● WORK TO COMPLETE: Reproduce each line from the records that holds "components".

● Pages as source code:
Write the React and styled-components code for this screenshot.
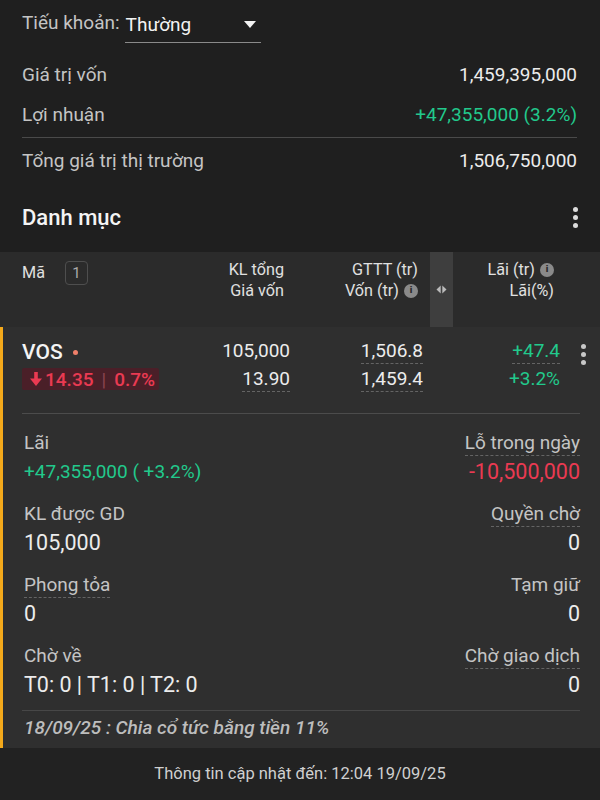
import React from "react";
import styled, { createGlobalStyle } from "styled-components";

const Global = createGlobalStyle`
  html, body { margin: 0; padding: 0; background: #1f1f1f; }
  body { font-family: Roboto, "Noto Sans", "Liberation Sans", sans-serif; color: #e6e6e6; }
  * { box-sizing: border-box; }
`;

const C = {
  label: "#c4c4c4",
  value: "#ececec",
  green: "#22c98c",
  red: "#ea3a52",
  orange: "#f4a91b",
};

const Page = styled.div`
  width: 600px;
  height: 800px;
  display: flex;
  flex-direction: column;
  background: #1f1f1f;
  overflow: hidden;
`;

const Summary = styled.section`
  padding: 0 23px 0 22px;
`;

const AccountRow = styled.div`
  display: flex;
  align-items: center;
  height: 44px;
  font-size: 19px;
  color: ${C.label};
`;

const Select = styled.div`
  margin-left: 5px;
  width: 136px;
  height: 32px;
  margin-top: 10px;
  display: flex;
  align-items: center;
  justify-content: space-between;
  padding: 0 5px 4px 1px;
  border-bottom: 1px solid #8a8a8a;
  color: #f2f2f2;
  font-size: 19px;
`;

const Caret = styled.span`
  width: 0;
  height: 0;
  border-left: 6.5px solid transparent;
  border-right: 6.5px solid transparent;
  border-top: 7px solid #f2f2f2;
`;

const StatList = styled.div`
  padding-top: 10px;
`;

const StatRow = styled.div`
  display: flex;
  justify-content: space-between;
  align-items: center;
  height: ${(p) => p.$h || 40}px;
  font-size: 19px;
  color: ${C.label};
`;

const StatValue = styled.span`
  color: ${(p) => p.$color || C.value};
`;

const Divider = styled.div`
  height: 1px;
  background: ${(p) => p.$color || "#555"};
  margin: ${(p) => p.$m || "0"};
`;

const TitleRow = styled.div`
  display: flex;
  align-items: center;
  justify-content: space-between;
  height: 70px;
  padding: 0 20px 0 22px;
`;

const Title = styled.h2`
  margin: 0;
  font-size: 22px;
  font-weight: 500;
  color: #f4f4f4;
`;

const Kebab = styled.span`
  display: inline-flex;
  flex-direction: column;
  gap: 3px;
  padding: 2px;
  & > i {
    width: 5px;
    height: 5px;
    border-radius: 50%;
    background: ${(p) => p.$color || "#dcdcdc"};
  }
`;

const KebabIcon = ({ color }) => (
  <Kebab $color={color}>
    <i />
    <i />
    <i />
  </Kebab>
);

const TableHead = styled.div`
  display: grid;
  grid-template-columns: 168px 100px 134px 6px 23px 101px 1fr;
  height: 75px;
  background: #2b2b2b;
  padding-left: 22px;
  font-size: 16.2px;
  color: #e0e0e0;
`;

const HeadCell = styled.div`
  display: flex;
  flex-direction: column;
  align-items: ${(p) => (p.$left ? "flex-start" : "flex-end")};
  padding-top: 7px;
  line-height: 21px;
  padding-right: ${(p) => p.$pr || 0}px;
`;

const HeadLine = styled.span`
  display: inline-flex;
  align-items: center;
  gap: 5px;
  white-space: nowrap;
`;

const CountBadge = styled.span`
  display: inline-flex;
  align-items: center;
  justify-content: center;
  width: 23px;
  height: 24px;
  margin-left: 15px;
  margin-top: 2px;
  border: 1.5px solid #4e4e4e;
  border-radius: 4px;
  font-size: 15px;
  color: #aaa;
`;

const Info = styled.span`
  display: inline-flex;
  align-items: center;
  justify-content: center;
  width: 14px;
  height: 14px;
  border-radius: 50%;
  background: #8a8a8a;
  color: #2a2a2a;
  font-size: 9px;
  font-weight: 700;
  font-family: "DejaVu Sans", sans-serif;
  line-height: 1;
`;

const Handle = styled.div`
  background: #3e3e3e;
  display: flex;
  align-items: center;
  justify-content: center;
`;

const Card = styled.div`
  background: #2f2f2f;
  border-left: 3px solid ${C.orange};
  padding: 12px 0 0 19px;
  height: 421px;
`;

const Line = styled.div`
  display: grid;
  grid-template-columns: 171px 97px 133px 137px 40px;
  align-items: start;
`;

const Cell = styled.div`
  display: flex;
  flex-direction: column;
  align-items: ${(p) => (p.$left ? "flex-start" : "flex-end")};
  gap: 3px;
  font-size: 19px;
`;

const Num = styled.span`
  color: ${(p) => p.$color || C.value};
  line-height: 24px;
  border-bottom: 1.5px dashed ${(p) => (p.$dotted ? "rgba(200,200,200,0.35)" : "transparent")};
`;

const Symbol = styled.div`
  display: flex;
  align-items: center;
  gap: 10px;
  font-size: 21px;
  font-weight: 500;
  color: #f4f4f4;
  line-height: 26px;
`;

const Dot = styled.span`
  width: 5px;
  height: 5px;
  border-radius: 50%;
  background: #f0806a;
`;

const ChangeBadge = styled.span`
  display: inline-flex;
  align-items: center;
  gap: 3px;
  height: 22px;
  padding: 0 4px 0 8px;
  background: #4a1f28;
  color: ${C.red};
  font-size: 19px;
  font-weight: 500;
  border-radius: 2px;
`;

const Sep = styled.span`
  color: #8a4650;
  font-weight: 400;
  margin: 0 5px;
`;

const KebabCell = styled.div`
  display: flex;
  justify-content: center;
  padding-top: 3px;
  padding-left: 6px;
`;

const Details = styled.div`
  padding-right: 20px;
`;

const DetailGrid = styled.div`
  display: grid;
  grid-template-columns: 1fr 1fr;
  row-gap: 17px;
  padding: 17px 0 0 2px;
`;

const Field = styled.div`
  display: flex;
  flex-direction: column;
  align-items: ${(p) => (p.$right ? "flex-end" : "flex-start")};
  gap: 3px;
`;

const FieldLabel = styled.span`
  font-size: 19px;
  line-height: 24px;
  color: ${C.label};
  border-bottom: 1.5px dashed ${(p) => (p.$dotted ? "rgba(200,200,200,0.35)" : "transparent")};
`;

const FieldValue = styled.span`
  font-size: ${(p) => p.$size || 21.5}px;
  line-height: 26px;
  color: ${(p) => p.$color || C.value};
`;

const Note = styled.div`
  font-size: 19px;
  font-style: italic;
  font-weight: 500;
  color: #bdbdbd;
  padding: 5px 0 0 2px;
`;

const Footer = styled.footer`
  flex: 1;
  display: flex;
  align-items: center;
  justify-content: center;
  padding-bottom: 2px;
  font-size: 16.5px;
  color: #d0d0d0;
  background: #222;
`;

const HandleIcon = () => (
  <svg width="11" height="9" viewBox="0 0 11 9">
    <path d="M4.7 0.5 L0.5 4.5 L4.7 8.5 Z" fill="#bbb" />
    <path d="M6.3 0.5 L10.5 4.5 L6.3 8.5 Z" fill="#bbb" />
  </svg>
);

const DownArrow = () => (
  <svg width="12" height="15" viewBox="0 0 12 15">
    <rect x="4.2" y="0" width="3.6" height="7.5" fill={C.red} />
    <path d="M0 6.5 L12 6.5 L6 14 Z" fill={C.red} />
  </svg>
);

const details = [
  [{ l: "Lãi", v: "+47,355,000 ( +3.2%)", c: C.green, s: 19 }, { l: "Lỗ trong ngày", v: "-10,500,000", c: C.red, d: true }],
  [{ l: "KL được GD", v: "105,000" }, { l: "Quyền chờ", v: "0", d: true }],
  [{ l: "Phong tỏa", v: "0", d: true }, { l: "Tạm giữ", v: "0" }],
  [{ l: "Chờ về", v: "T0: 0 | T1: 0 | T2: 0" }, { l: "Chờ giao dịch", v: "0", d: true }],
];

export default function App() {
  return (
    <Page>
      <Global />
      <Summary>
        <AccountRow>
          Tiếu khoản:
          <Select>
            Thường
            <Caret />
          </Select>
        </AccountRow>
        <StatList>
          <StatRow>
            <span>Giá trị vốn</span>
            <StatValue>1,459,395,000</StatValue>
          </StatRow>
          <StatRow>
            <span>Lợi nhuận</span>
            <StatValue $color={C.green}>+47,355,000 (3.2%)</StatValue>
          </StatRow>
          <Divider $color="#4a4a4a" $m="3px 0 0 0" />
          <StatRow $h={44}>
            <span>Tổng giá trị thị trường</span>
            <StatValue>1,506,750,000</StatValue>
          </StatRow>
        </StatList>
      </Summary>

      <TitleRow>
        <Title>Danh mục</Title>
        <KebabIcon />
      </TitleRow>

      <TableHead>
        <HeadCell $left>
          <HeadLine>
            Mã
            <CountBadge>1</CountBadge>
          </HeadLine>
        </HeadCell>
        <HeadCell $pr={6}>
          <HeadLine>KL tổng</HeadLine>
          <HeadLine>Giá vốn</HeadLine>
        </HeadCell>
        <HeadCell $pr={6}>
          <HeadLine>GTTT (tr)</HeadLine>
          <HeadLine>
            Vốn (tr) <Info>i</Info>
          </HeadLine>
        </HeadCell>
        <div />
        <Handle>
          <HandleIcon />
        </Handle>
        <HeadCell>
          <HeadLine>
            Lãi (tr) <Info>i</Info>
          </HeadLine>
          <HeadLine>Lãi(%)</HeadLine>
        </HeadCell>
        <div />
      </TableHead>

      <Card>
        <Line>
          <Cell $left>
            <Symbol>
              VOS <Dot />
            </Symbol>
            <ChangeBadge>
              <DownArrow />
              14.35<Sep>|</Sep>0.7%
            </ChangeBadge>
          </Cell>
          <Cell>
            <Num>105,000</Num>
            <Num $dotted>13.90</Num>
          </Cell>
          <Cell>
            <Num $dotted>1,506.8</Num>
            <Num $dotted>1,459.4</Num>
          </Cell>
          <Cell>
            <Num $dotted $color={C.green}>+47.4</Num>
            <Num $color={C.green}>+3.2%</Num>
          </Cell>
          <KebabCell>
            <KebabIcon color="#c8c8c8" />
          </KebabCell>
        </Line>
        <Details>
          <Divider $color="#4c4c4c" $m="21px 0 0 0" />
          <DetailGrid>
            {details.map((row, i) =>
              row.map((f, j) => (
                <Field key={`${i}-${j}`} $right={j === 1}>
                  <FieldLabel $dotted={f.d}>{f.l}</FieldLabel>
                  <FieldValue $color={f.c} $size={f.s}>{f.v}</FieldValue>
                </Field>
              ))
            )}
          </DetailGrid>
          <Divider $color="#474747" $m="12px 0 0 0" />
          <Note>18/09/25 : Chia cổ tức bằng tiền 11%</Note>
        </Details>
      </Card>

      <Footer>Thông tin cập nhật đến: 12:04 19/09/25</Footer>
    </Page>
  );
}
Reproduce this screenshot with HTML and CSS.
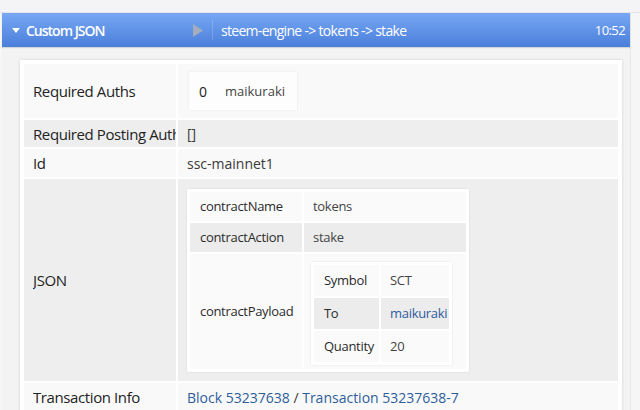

● REPLY TO THE EXERCISE:
Write the React and styled-components code for this screenshot.
import styled, { createGlobalStyle } from "styled-components";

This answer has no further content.